__THE TASK__: Skip the pictures and extract all of the lines exactly as written.

▬▬▬▬▬▬

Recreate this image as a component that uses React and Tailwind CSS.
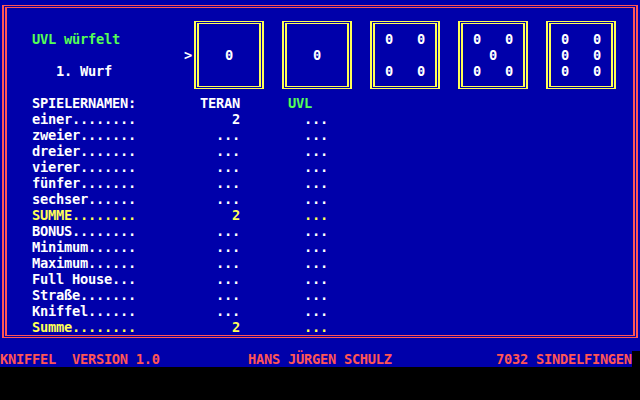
const rows = [
  { label: 'einer........', a: '2', b: '...' },
  { label: 'zweier.......', a: '...', b: '...' },
  { label: 'dreier.......', a: '...', b: '...' },
  { label: 'vierer.......', a: '...', b: '...' },
  { label: 'fünfer.......', a: '...', b: '...' },
  { label: 'sechser......', a: '...', b: '...' },
  { label: 'SUMME........', a: '2', b: '...', sum: true },
  { label: 'BONUS........', a: '...', b: '...' },
  { label: 'Minimum......', a: '...', b: '...' },
  { label: 'Maximum......', a: '...', b: '...' },
  { label: 'Full House...', a: '...', b: '...' },
  { label: 'Straße.......', a: '...', b: '...' },
  { label: 'Kniffel......', a: '...', b: '...' },
  { label: 'Summe........', a: '2', b: '...', sum: true },
];

// pip layout per die value, cells of a 3x3 grid
const pips = {
  1: [4],
  2: [0, 8],
  3: [0, 4, 8],
  4: [0, 2, 6, 8],
  5: [0, 2, 4, 6, 8],
  6: [0, 2, 3, 5, 6, 8],
};

const dice = [1, 1, 4, 5, 6];

function Die({ value }) {
  return (
    <div className="w-[70px] h-[68px] border-x-2 border-y border-[#ffff55] p-px">
      <div className="w-full h-full border-x-2 border-y border-[#ffff55] flex items-center justify-center">
        <div className="grid grid-cols-3 w-[48px] h-[48px]">
          {Array.from({ length: 9 }).map((_, i) => (
            <div key={i} className="h-4 leading-4 text-center text-white">
              {pips[value].includes(i) ? '0' : ''}
            </div>
          ))}
        </div>
      </div>
    </div>
  );
}

export default function App() {
  return (
    <div
      className="w-[640px] h-[400px] bg-black text-[13.7px] font-bold tracking-[-0.25px] overflow-hidden"
      style={{ fontFamily: '"DejaVu Sans Mono", "Liberation Mono", monospace' }}
    >
      <div className="w-[640px] h-[351px] bg-[#0000aa] pt-[5px] pl-[2px]">
        <div className="w-[636px] h-[333px] border-x-2 border-y border-[#ff5555] p-px">
          <div className="w-full h-full border-x-2 border-y border-[#ff5555]">
            <div className="flex h-[87px]">
              <div className="w-[177px] pl-[25px] pt-[23px] leading-4 whitespace-pre">
                <div className="h-4 text-[#55ff55]">UVL würfelt</div>
                <div className="h-4 mt-4 text-white">{'   1. Wurf'}</div>
              </div>
              <div className="w-[10px] pt-[39px] leading-4 text-white">&gt;</div>
              <div className="flex gap-[18px] pt-[13px]">
                {dice.map((v, i) => (
                  <Die key={i} value={v} />
                ))}
              </div>
            </div>
            <div className="pl-[25px] leading-4 whitespace-pre">
              <div className="flex h-4">
                <div className="w-[168px] text-white">SPIELERNAMEN:</div>
                <div className="w-[40px] text-white">TERAN</div>
                <div className="w-[48px]" />
                <div className="w-[40px] text-[#55ff55]">UVL</div>
              </div>
              {rows.map((r) => {
                const c = r.sum ? 'text-[#ffff55]' : 'text-white';
                return (
                  <div key={r.label} className={`flex h-4 ${c}`}>
                    <div className="w-[168px]">{r.label}</div>
                    <div className="w-[40px] text-right">{r.a}</div>
                    <div className="w-[48px]" />
                    <div className="w-[40px] text-right">{r.b}</div>
                  </div>
                );
              })}
            </div>
          </div>
        </div>
      </div>
      <div className="w-[632px] h-4 leading-4 bg-[#0000aa] text-[#ff5555] flex whitespace-pre">
        <div className="w-[248px]">KNIFFEL  VERSION 1.0</div>
        <div className="w-[248px]">HANS JÜRGEN SCHULZ</div>
        <div>7032 SINDELFINGEN</div>
      </div>
    </div>
  );
}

▬▬▬▬▬▬

__ANSWER BELOW__:
Recreate this image as a component that uses React and Tailwind CSS.
const rows = [
  { label: 'einer........', a: '2', b: '...' },
  { label: 'zweier.......', a: '...', b: '...' },
  { label: 'dreier.......', a: '...', b: '...' },
  { label: 'vierer.......', a: '...', b: '...' },
  { label: 'fünfer.......', a: '...', b: '...' },
  { label: 'sechser......', a: '...', b: '...' },
  { label: 'SUMME........', a: '2', b: '...', sum: true },
  { label: 'BONUS........', a: '...', b: '...' },
  { label: 'Minimum......', a: '...', b: '...' },
  { label: 'Maximum......', a: '...', b: '...' },
  { label: 'Full House...', a: '...', b: '...' },
  { label: 'Straße.......', a: '...', b: '...' },
  { label: 'Kniffel......', a: '...', b: '...' },
  { label: 'Summe........', a: '2', b: '...', sum: true },
];

// pip layout per die value, cells of a 3x3 grid
const pips = {
  1: [4],
  2: [0, 8],
  3: [0, 4, 8],
  4: [0, 2, 6, 8],
  5: [0, 2, 4, 6, 8],
  6: [0, 2, 3, 5, 6, 8],
};

const dice = [1, 1, 4, 5, 6];

function Die({ value }) {
  return (
    <div className="w-[70px] h-[68px] border-x-2 border-y border-[#ffff55] p-px">
      <div className="w-full h-full border-x-2 border-y border-[#ffff55] flex items-center justify-center">
        <div className="grid grid-cols-3 w-[48px] h-[48px]">
          {Array.from({ length: 9 }).map((_, i) => (
            <div key={i} className="h-4 leading-4 text-center text-white">
              {pips[value].includes(i) ? '0' : ''}
            </div>
          ))}
        </div>
      </div>
    </div>
  );
}

export default function App() {
  return (
    <div
      className="w-[640px] h-[400px] bg-black text-[13.7px] font-bold tracking-[-0.25px] overflow-hidden"
      style={{ fontFamily: '"DejaVu Sans Mono", "Liberation Mono", monospace' }}
    >
      <div className="w-[640px] h-[351px] bg-[#0000aa] pt-[5px] pl-[2px]">
        <div className="w-[636px] h-[333px] border-x-2 border-y border-[#ff5555] p-px">
          <div className="w-full h-full border-x-2 border-y border-[#ff5555]">
            <div className="flex h-[87px]">
              <div className="w-[177px] pl-[25px] pt-[23px] leading-4 whitespace-pre">
                <div className="h-4 text-[#55ff55]">UVL würfelt</div>
                <div className="h-4 mt-4 text-white">{'   1. Wurf'}</div>
              </div>
              <div className="w-[10px] pt-[39px] leading-4 text-white">&gt;</div>
              <div className="flex gap-[18px] pt-[13px]">
                {dice.map((v, i) => (
                  <Die key={i} value={v} />
                ))}
              </div>
            </div>
            <div className="pl-[25px] leading-4 whitespace-pre">
              <div className="flex h-4">
                <div className="w-[168px] text-white">SPIELERNAMEN:</div>
                <div className="w-[40px] text-white">TERAN</div>
                <div className="w-[48px]" />
                <div className="w-[40px] text-[#55ff55]">UVL</div>
              </div>
              {rows.map((r) => {
                const c = r.sum ? 'text-[#ffff55]' : 'text-white';
                return (
                  <div key={r.label} className={`flex h-4 ${c}`}>
                    <div className="w-[168px]">{r.label}</div>
                    <div className="w-[40px] text-right">{r.a}</div>
                    <div className="w-[48px]" />
                    <div className="w-[40px] text-right">{r.b}</div>
                  </div>
                );
              })}
            </div>
          </div>
        </div>
      </div>
      <div className="w-[632px] h-4 leading-4 bg-[#0000aa] text-[#ff5555] flex whitespace-pre">
        <div className="w-[248px]">KNIFFEL  VERSION 1.0</div>
        <div className="w-[248px]">HANS JÜRGEN SCHULZ</div>
        <div>7032 SINDELFINGEN</div>
      </div>
    </div>
  );
}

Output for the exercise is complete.